Orson Welles once said that black and white was an actor’s best friend. The Apartment shimmers and glows in its monochrome radiance. The cinematographer, Joseph LaShelle, captures the moods of the city and the subtle, nuanced performances of the two leads with great clarity. The casting of Lemmon and MacLaine is so perfect it’s impossible to imagine anyone else playing the two characters; both capture the full range of emotions perfectly, without straining or stretching, or reaching for unnecessary histrionics, helped by Wilder’s guiding hand leading the film seamlessly, from melancholy, humour, to eventual joy. By the end, the two are no longer alone; at the finale, in the eponymous apartment, she tells him to “shut up and deal” cards. Verily they now hold all the aces.
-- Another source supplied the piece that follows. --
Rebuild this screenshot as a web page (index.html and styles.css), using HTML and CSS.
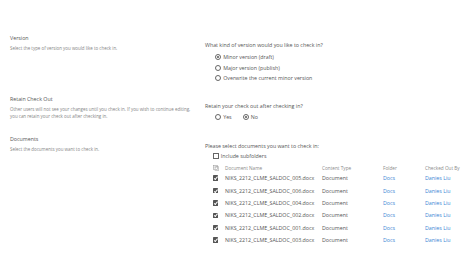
FILE: index.html
```html
<!DOCTYPE html>
<html>
<head>
<meta charset="utf-8">
<link rel="stylesheet" href="styles.css">
</head>
<body>
<div class="page">
  <section class="sec sec-version">
    <div class="left">
      <div class="label">Version</div>
      <div class="desc">Select the type of version you would like to check in.</div>
    </div>
    <div class="right">
      <div class="question">What kind of version would you like to check in?</div>
      <div class="radios">
        <div class="radio"><span class="circle on"></span>Minor version (draft)</div>
        <div class="radio"><span class="circle"></span>Major version (publish)</div>
        <div class="radio"><span class="circle"></span>Overwrite the current minor version</div>
      </div>
    </div>
  </section>
  <section class="sec sec-retain">
    <div class="left">
      <div class="label">Retain Check Out</div>
      <div class="desc">Other users will not see your changes until you check in. If you wish to continue editing,<br>you can retain your check out after checking in.</div>
    </div>
    <div class="right">
      <div class="question">Retain your check out after checking in?</div>
      <div class="inline-radios">
        <div class="radio"><span class="circle"></span>Yes</div>
        <div class="radio"><span class="circle on"></span>No</div>
      </div>
    </div>
  </section>
  <section class="sec sec-docs">
    <div class="left">
      <div class="label">Documents</div>
      <div class="desc">Select the documents you want to check in.</div>
    </div>
    <div class="right">
      <div class="question">Please select documents you want to check in:</div>
      <div class="subfolders"><span class="box"></span>Include subfolders</div>
      <table class="docs">
        <thead>
          <tr>
            <th class="c-check"><svg class="allicon" viewBox="0 0 8 8" width="6" height="6"><rect x="0.5" y="0.5" width="5.5" height="5.5" fill="none" stroke="#a0a0a0" stroke-width="0.8"/><path d="M2 2.2 L7.5 2.2 L7.5 7.5 L2.2 7.5" fill="none" stroke="#a0a0a0" stroke-width="0.8"/><path d="M1.6 3.3 L2.8 4.5 L4.9 2" fill="none" stroke="#808080" stroke-width="0.8"/></svg></th>
            <th class="c-name">Document Name</th>
            <th class="c-type">Content Type</th>
            <th class="c-folder">Folder</th>
            <th class="c-by">Checked Out By</th>
          </tr>
        </thead>
        <tbody>
          <tr><td class="c-check"><span class="cb"></span></td><td class="c-name">NIKS_2212_CLME_SALDOC_005.docx</td><td class="c-type">Document</td><td class="c-folder"><a>Docs</a></td><td class="c-by"><a>Danies Liu</a></td></tr>
          <tr><td class="c-check"><span class="cb"></span></td><td class="c-name">NIKS_2212_CLME_SALDOC_006.docx</td><td class="c-type">Document</td><td class="c-folder"><a>Docs</a></td><td class="c-by"><a>Danies Liu</a></td></tr>
          <tr><td class="c-check"><span class="cb"></span></td><td class="c-name">NIKS_2212_CLME_SALDOC_004.docx</td><td class="c-type">Document</td><td class="c-folder"><a>Docs</a></td><td class="c-by"><a>Danies Liu</a></td></tr>
          <tr><td class="c-check"><span class="cb"></span></td><td class="c-name">NIKS_2212_CLME_SALDOC_002.docx</td><td class="c-type">Document</td><td class="c-folder"><a>Docs</a></td><td class="c-by"><a>Danies Liu</a></td></tr>
          <tr><td class="c-check"><span class="cb"></span></td><td class="c-name">NIKS_2212_CLME_SALDOC_001.docx</td><td class="c-type">Document</td><td class="c-folder"><a>Docs</a></td><td class="c-by"><a>Danies Liu</a></td></tr>
          <tr><td class="c-check"><span class="cb"></span></td><td class="c-name">NIKS_2212_CLME_SALDOC_003.docx</td><td class="c-type">Document</td><td class="c-folder"><a>Docs</a></td><td class="c-by"><a>Danies Liu</a></td></tr>
        </tbody>
      </table>
    </div>
  </section>
</div>
</body>
</html>
```
FILE: styles.css
```css
html, body {
  margin: 0;
  padding: 0;
  background: #ffffff;
}
body {
  font-family: "Open Sans", "Noto Sans", sans-serif;
  color: #555555;
  width: 474px;
  height: 266px;
  overflow: hidden;
}
.page {
  padding-top: 34px;
}
.sec {
  display: flex;
}
.sec-version { height: 61px; }
.sec-retain { height: 40px; }
.left {
  width: 205px;
  padding-left: 10px;
  box-sizing: border-box;
  flex: none;
}
.right {
  flex: 1;
  padding-top: 7px;
}
.label {
  font-size: 5.3px;
  line-height: 8px;
  color: #555555;
}
.desc {
  font-size: 4.45px;
  line-height: 7px;
  color: #858585;
  margin-top: 3px;
  white-space: nowrap;
}
.question {
  font-size: 5.3px;
  line-height: 8px;
  color: #555555;
}
.radios {
  margin-top: 3px;
  padding-left: 10px;
}
.radio {
  display: flex;
  align-items: center;
  font-size: 5.3px;
  line-height: 10.5px;
  height: 10.5px;
  color: #555555;
}
.circle {
  width: 4.2px;
  height: 4.2px;
  border: 0.6px solid #666666;
  border-radius: 50%;
  margin-right: 2px;
  position: relative;
  flex: none;
}
.circle.on::after {
  content: "";
  position: absolute;
  left: 1px;
  top: 1px;
  width: 2.2px;
  height: 2.2px;
  border-radius: 50%;
  background: #555555;
}
.inline-radios {
  display: flex;
  gap: 11px;
  margin-top: 2px;
  padding-left: 10px;
}
.subfolders {
  display: flex;
  align-items: center;
  padding-left: 8px;
  font-size: 5.3px;
  height: 10px;
  color: #555555;
  margin-top: 1px;
}
.box {
  width: 4.2px;
  height: 4.2px;
  border: 0.6px solid #666666;
  margin-right: 1.6px;
  flex: none;
}
.docs {
  border-collapse: collapse;
  margin-left: 8px;
  margin-top: 2px;
}
.docs th {
  font-weight: normal;
  font-size: 4.7px;
  color: #8a8a8a;
  text-align: left;
  height: 9px;
  padding: 0;
}
.docs td {
  font-size: 5.3px;
  color: #555555;
  height: 12.35px;
  padding: 0;
}
.c-check { width: 12px; }
.c-name { width: 97px; }
.c-type { width: 61px; }
.c-folder { width: 42px; }
.docs a {
  color: #3b86d4;
}
.cb {
  display: block;
  width: 5.4px;
  height: 5.4px;
  background: #555555;
  border-radius: 0.6px;
  position: relative;
}
.cb::after {
  content: "";
  position: absolute;
  left: 1.8px;
  top: 0.7px;
  width: 1.3px;
  height: 2.5px;
  border-right: 0.8px solid #ffffff;
  border-bottom: 0.8px solid #ffffff;
  transform: rotate(40deg);
}
.allicon {
  display: block;
}
```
Ultimately, the Apartment is a fabulous humanist film When the Lemmon character achieves redemption, he does so for all of mankind, for every single John Doe in the world; starting from a customised fool, to an amoral careerist on an upward ladder with his own executive washroom, to his moral awakening at the end of a difficult year, he has come a full circle. After handing the key to the said washroom to Mr. Sheldrake, he tells his manager he wouldn’t understand before walking out of the building; but we do and applaud him for it. The world suddenly becomes a better and richer place with an act of defiance from a subjugated, diffident man now standing very tall.